Liputan6.com, Jakarta - Menteri Kelautan dan Perikanan Edhy Prabowo ditangkap Komisi Pemberantasan Korupsi atau KPK dini hari tadi, Rabu (25/11/2020) di Bandara Soekarno-Hatta, Tangerang, Banten.
Penangkapan Edhy Prabowo ini terkait kasus dugaan korupsi pada izin ekspor benih lobster atau benur yang belum lama ini dibuka.
Advertisement
Sebelumnya, pembukaan kembali izin ekspor benih lobster atau benur ini memang menuai pro dan kontra di masyarakat. Apalagi Menteri KKP terdahulu Susi Pudjiastuti sempat melarang.
Namun, ada beberapa pernyataan Edhy Prabowo yang kala itu berapi-api. Salah satunya adalah soal alasan kembali dibukanya izin ekspor benih lobster atau benur.
Menurut Edhy, alasannya adalah 80 persen impor benih lobster di Vietnam berasal dari Indonesia tetapi dikirim oleh Singapura.

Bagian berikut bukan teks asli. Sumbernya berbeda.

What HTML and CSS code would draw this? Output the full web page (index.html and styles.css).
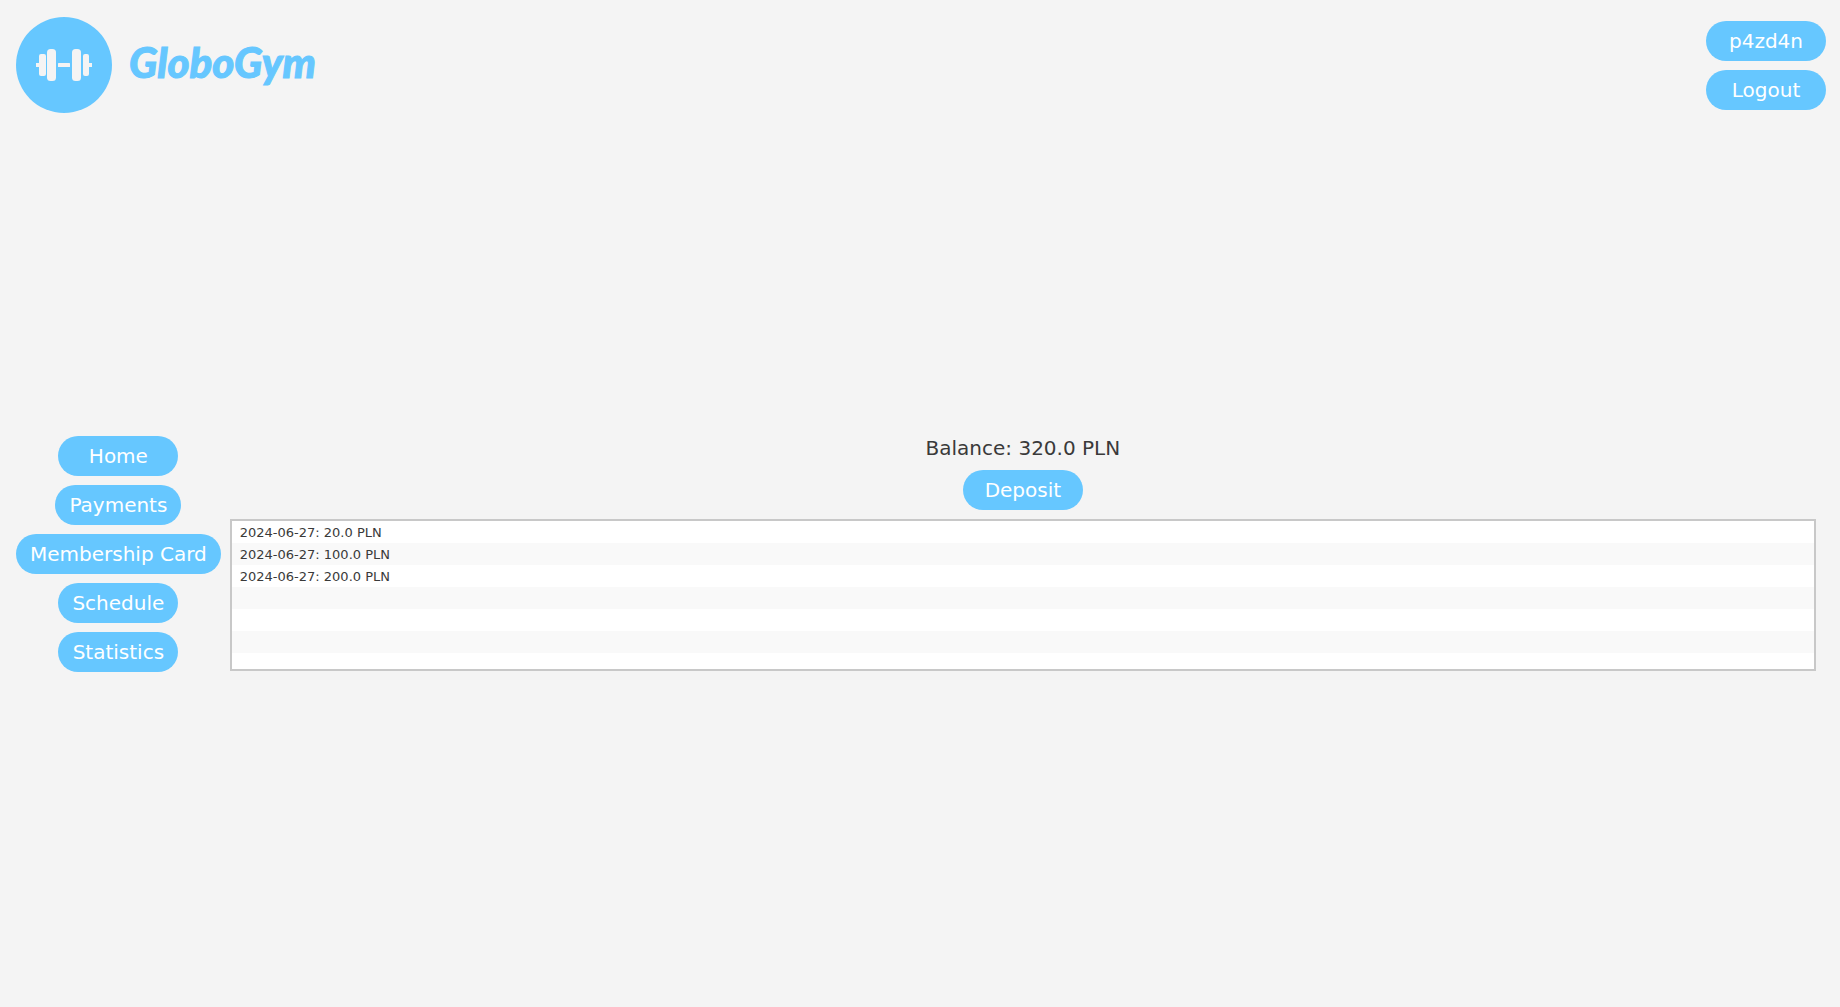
FILE: index.html
```
<!DOCTYPE html>
<html lang="en">
<head>
    <meta charset="UTF-8">
    <meta name="viewport" content="width=device-width, initial-scale=1.0">
    <title>GloboGym</title>
    <link rel="stylesheet" href="styles.css">
</head>
<body>

    <!-- Header -->
    <header class="header">
        <a href="#" class="logo">
            <svg class="logo-icon" viewBox="0 0 96 96" aria-hidden="true">
                <circle cx="48" cy="48" r="48" fill="#66c7ff"/>
                <g fill="#f4f4f4">
                    <rect x="20" y="46" width="5" height="4"/>
                    <rect x="23" y="37" width="7" height="22" rx="2"/>
                    <rect x="31" y="32" width="9" height="32" rx="3.5"/>
                    <rect x="42" y="46" width="12" height="4" rx="0.5"/>
                    <rect x="56" y="32" width="9" height="32" rx="3.5"/>
                    <rect x="67" y="37" width="6" height="22" rx="2"/>
                    <rect x="71" y="46" width="5" height="4"/>
                </g>
            </svg>
            <span class="logo-text">GloboGym</span>
        </a>
        <div class="user-menu">
            <button type="button" class="button">p4zd4n</button>
            <button type="button" class="button">Logout</button>
        </div>
    </header>

    <!-- Menu and payments -->
    <div class="content">
        <nav class="sidebar">
            <button type="button" class="button">Home</button>
            <button type="button" class="button">Payments</button>
            <button type="button" class="button">Membership Card</button>
            <button type="button" class="button">Schedule</button>
            <button type="button" class="button">Statistics</button>
        </nav>

        <main class="payments">
            <p class="balance">Balance: 320.0 PLN</p>
            <button type="button" class="button">Deposit</button>
            <ul class="history">
                <li>2024-06-27: 20.0 PLN</li>
                <li>2024-06-27: 100.0 PLN</li>
                <li>2024-06-27: 200.0 PLN</li>
            </ul>
        </main>
    </div>

</body>
</html>
```
FILE: styles.css
```
* {
    box-sizing: border-box;
}

body {
    display: flex;
    flex-direction: column;
    min-height: 100vh;
    margin: 0;
    padding-bottom: 12px;
    background-color: #f4f4f4;
    color: #3a3a3a;
    font-family: "DejaVu Sans", Verdana, sans-serif;
    font-size: 20px;
}

/* Header */
.header {
    display: flex;
    justify-content: space-between;
    align-items: center;
    padding: 17px 14px 0 16px;
}

.logo {
    display: flex;
    align-items: center;
    gap: 17px;
    color: #66c7ff;
    text-decoration: none;
}

.logo-icon {
    width: 96px;
    height: 96px;
}

.logo-text {
    padding-bottom: 6px;
    font-family: Lato, sans-serif;
    font-size: 42px;
    font-style: italic;
    font-weight: 900;
    line-height: 48px;
    -webkit-text-stroke: 1px #66c7ff;
}

.user-menu {
    display: flex;
    flex-direction: column;
    gap: 9px;
}

/* Button base styles */
.button {
    min-width: 120px;
    height: 40px;
    padding: 0 14px;
    border: none;
    border-radius: 20px;
    background-color: #66c7ff;
    color: white;
    font-family: inherit;
    font-size: 20px;
    cursor: pointer;
}

.button:hover {
    background-color: #4dbdff;
}

/* Content */
.content {
    display: flex;
    align-items: flex-start;
    gap: 9px;
    margin: auto 0;
    padding: 0 24px 0 16px;
}

.sidebar,
.payments {
    display: flex;
    flex-direction: column;
    align-items: center;
    gap: 9px;
}

.payments {
    flex: 1;
}

.balance {
    margin: 0;
    line-height: 25px;
}

/* Payment history, striped down to the bottom of the box */
.history {
    width: 100%;
    height: 152px;
    margin: 0;
    padding: 0;
    border: 2px solid #c8c8c8;
    background: repeating-linear-gradient(white 0 22px, #f9f9f9 22px 44px);
    list-style: none;
    font-size: 13px;
    line-height: 21px;
    overflow-y: auto;
}

.history li {
    padding: 1px 8px 0;
}
```
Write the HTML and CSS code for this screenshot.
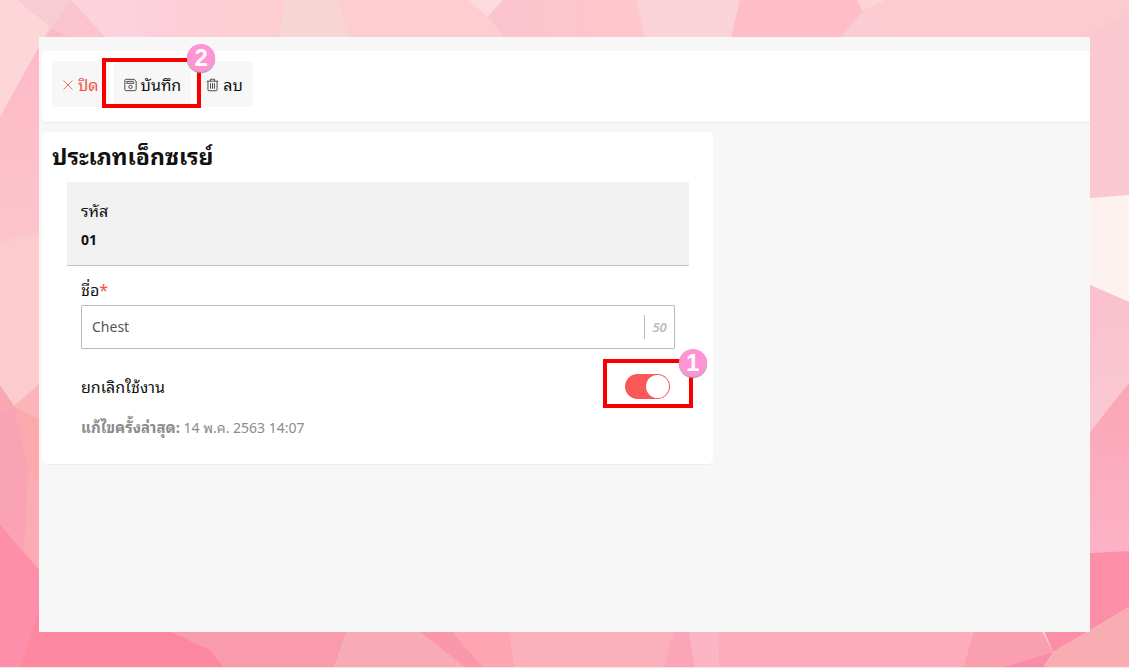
FILE: index.html
```
<!DOCTYPE html>
<html lang="th">
<head>
<meta charset="utf-8">
<meta name="viewport" content="width=device-width, initial-scale=1">
<title>ประเภทเอ็กซเรย์</title>
<link rel="stylesheet" href="styles.css">
</head>
<body>
<svg class="backdrop" viewBox="0 0 1129 668" preserveAspectRatio="none" aria-hidden="true">
  <defs>
    <linearGradient id="g1" x1="0" y1="0" x2="0" y2="1"><stop offset="0" stop-color="#fdb9c8"/><stop offset="1" stop-color="#fcc5ca"/></linearGradient>
    <linearGradient id="g2" x1="0" y1="0" x2="1" y2="0"><stop offset="0" stop-color="#fcd0dc"/><stop offset="1" stop-color="#fdcdd0"/></linearGradient>
    <linearGradient id="g3" x1="0" y1="0" x2="0" y2="1"><stop offset="0" stop-color="#faa6b6"/><stop offset="1" stop-color="#fdb2c6"/></linearGradient>
    <linearGradient id="g4" x1="0" y1="0" x2="0" y2="1"><stop offset="0" stop-color="#fbc0ce"/><stop offset="1" stop-color="#f9c9d3"/></linearGradient>
    <linearGradient id="g5" x1="0" y1="0" x2="1" y2="0"><stop offset="0" stop-color="#fbc3cf"/><stop offset="1" stop-color="#ffc7c9"/></linearGradient>
  </defs>
  <rect width="1129" height="668" fill="#fbc7d0"/>
  <path fill="#f7ccd3" d="M17 0H71L45 38 50 24Z"/>
  <path fill="#fdd6d9" d="M0 0H17L50 26 39 47 0 117Z"/>
  <path fill="#fbc3cd" d="M71 0 106 38H45Z"/>
  <path fill="#fdb9c8" d="M51 28 70 38H45Z"/>
  <path fill="#fcd3dc" d="M71 0H136L140 38H106Z"/>
  <path fill="url(#g2)" d="M136 0H284L279 38H140Z"/>
  <path fill="#f7d5d3" d="M284 0H339L350 38H279Z"/>
  <path fill="#fdcdd0" d="M339 0H467L488 17 505 38H350Z"/>
  <path fill="#fddade" d="M467 0H503L488 17Z"/>
  <path fill="url(#g5)" d="M503 0H636L645 38H505L488 17Z"/>
  <path fill="#fad2d9" d="M636 0H740L731 38H645Z"/>
  <path fill="#ffbdc8" d="M740 0H857L863 11 840 38H731Z"/>
  <path fill="#fdd3da" d="M857 0H887L863 11Z"/>
  <path fill="#f9cdd4" d="M863 11 895 38H840Z"/>
  <path fill="#fccacf" d="M887 0H1129V15L1073 38H895L863 11Z"/>
  <path fill="url(#g1)" d="M39 47V233L0 242V117Z"/>
  <path fill="#fccbce" d="M0 242 39 233V384L14 406 0 385Z"/>
  <path fill="#fbb5b9" d="M39 384V419L14 406Z"/>
  <path fill="#f9a8af" d="M0 385 14 406 0 412Z"/>
  <path fill="#fba9ad" d="M14 406 39 419V570L24 552Z"/>
  <path fill="#f9a3b5" d="M0 412 14 406 28 470 39 570 0 524Z"/>
  <path fill="#fbabb2" d="M28 470 39 480V570L24 552Z"/>
  <path fill="#fd8fab" d="M0 524 39 570V668H0Z"/>
  <path fill="#fef2f1" d="M1090 198 1129 195V302L1090 285Z"/>
  <path fill="url(#g4)" d="M1090 285 1129 302V383L1090 432Z"/>
  <path fill="url(#g3)" d="M1090 432 1129 383V551L1090 553Z"/>
  <path fill="#fd8ea7" d="M1090 553 1129 551V607L1053 652 1044 630H1090Z"/>
  <path fill="#fe87a0" d="M39 610V630H168L211 650 224 668H21Z"/>
  <path fill="#fa9bac" d="M168 630H347L334 668H224L211 650Z"/>
  <path fill="#f8abb5" d="M347 630H417L466 668H334Z"/>
  <path fill="#fa98aa" d="M417 630H451L484 668H466Z"/>
  <path fill="#ffa4b1" d="M451 630H509L515 668H484Z"/>
  <path fill="#fbb1bb" d="M509 630H674L663 668H515Z"/>
  <path fill="#fca5b8" d="M674 630H689L695 668H663Z"/>
  <path fill="#fbb5c4" d="M689 630H718L719 668H695Z"/>
  <path fill="#fcacba" d="M718 630H974L963 668H719Z"/>
  <path fill="#f99fb0" d="M974 630H1041L1053 652 998 668H963Z"/>
  <path fill="#fa8ca5" d="M1053 652 1043 668H998Z"/>
  <path fill="#f8adb3" d="M1053 652 1129 607V668H1043Z"/>
  <path fill="#f6e4e6" d="M0 667H1129V668H0Z"/>
</svg>

<main class="screen">
  <header class="toolbar">
    <button class="tool tool-close" type="button">
      <svg class="icon icon-small" viewBox="0 0 12 12" aria-hidden="true"><path d="M1.5 1.5 10.5 10.5M10.5 1.5 1.5 10.5"/></svg>
      <span>ปิด</span>
    </button>
    <div class="spot spot-save">
      <button class="tool" type="button">
        <svg class="icon" viewBox="0 0 14 14" aria-hidden="true"><path d="M2.4.9H10.8L13.1 3V11.6Q13.1 13.1 11.6 13.1H2.4Q.9 13.1.9 11.6V2.4Q.9.9 2.4.9ZM3 3.1H9.6Q10.6 3.1 10.6 4.1V5.2H3Z"/><circle cx="7" cy="9" r="1.8"/></svg>
        <span>บันทึก</span>
      </button>
      <span class="frame"><span class="badge">2</span></span>
    </div>
    <button class="tool" type="button">
      <svg class="icon" viewBox="0 0 14 14" aria-hidden="true"><path d="M.8 2.9H13.2M4.7 2.7V.8H9.3V2.7M2.1 3V12.1Q2.1 13.2 3.2 13.2H10.8Q11.9 13.2 11.9 12.1V3M4.9 5V11M7 5V11M9.1 5V11"/></svg>
      <span>ลบ</span>
    </button>
  </header>

  <form class="card">
    <h1 class="title">ประเภทเอ็กซเรย์</h1>
    <div class="fields">
      <div class="code">
        <span class="caption">รหัส</span>
        <strong>01</strong>
      </div>
      <div class="group">
        <label class="label caption" for="name">ชื่อ<span class="required">*</span></label>
        <div class="textbox">
          <input id="name" type="text" value="Chest" maxlength="50">
          <span class="limit">50</span>
        </div>
        <div class="toggle-row">
          <label class="caption" for="inactive">ยกเลิกใช้งาน</label>
          <div class="spot spot-switch">
            <input class="switch" id="inactive" type="checkbox" role="switch" checked>
            <span class="frame"><span class="badge">1</span></span>
          </div>
        </div>
        <p class="updated"><b>แก้ไขครั้งล่าสุด:</b> 14 พ.ค. 2563 14:07</p>
      </div>
    </div>
  </form>
</main>
</body>
</html>
```

FILE: styles.css
```
* {
  box-sizing: border-box;
}

body {
  display: flex;
  min-height: 100vh;
  margin: 0;
  padding: 37px 39px 36px;
  color: #111;
  font: 14px/20px "Noto Sans", Tahoma, "Noto Sans Thai Looped", Loma, Waree, "Noto Sans Thai", sans-serif;
}

button,
input {
  font: inherit;
  color: inherit;
}

.backdrop {
  position: fixed;
  inset: 0;
  z-index: -1;
  width: 100%;
  height: 100%;
}

.screen {
  flex: 1;
  min-width: 0;
  padding: 14px 0 14px 3px;
  background: #f7f7f7;
}

.toolbar {
  display: flex;
  gap: 5px;
  margin-bottom: 9px;
  padding: 10px 10px 15px;
  background: #fff;
  border-bottom: 1px solid #ececec;
  border-radius: 5px 0 0 5px;
}

.tool {
  display: flex;
  align-items: center;
  gap: 4px;
  height: 46px;
  padding: 2px 10px 0;
  font-size: 16px;
  white-space: nowrap;
  background: #f7f7f7;
  border: 0;
  border-radius: 3px;
}

.tool-close {
  color: #f0523f;
}

.icon {
  width: 13px;
  height: 14px;
  fill: none;
  stroke: currentColor;
  stroke-width: 1;
  opacity: 0.8;
}

.icon-small {
  width: 12px;
  height: 12px;
}

.spot {
  position: relative;
  display: flex;
}

.frame {
  position: absolute;
  border: 4px solid #f80000;
  pointer-events: none;
}

.spot-save .frame {
  inset: -3px -10px -1px -12px;
}

.spot-switch .frame {
  inset: -15px -23px -9px -22px;
}

.badge {
  position: absolute;
  top: -18px;
  right: -18px;
  width: 28px;
  height: 28px;
  border-radius: 50%;
  background: #ff94d4;
  box-shadow: 0 1px 1px #999;
  color: #fff;
  font: bold 24px/28px "Liberation Sans", Arial, sans-serif;
  text-align: center;
}

.spot-switch .badge {
  top: -14px;
}

.card {
  width: 64%;
  padding: 10px 24px 26px 10px;
  background: #fff;
  border-bottom: 1px solid #ececec;
  border-radius: 5px;
}

.title {
  margin: 0 0 12px;
  font-size: 23px;
  line-height: 28px;
}

.fields {
  padding-left: 15px;
}

.caption {
  font-size: 16px;
}

.code {
  display: flex;
  flex-direction: column;
  gap: 9px;
  padding: 19px 14px 15px;
  background: #f1f1f1;
  border-bottom: 1px solid #c4c4c4;
}

.group {
  padding: 14px 14px 0;
}

.label {
  display: block;
  margin-bottom: 5px;
}

.required {
  color: #f0523f;
}

.textbox {
  display: flex;
  align-items: center;
  height: 44px;
  padding: 0 7px 0 10px;
  border: 1px solid #bbb;
  border-radius: 1px;
}

.textbox input {
  flex: 1;
  min-width: 0;
  padding: 0;
  background: none;
  border: 0;
  outline: 0;
  color: #555;
}

.limit {
  padding-left: 7px;
  border-left: 1px solid #bbb;
  color: #bbb;
  font-size: 13px;
  font-style: italic;
  font-weight: 600;
  line-height: 24px;
}

.toggle-row {
  display: flex;
  align-items: center;
  justify-content: space-between;
  padding: 25px 5px 18px 0;
}

.switch {
  display: flex;
  justify-content: flex-end;
  width: 45px;
  height: 25px;
  margin: 0;
  padding: 1px;
  appearance: none;
  background: #fa5858;
  border-radius: 13px;
}

.switch::before {
  content: "";
  width: 23px;
  height: 23px;
  border-radius: 50%;
  background: #fff;
}

.updated {
  margin: 0;
  color: #8b8b8b;
}

.updated b {
  font-size: 15px;
}
```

Politikus Partai Gerindra ini melihat peluang bisnis yang bisa meningkatkan devisa negara. Untuk itu dia berniat menjual langsung benih lobster antar negara.
"Jadi jualnya langsung antar negara. Biar mereka bayar pajak," kata Edhy dalam acara Rakornas KKP 2019 di Hotel Borobudur, Jakarta, Rabu, 4 Desember 2019 lalu.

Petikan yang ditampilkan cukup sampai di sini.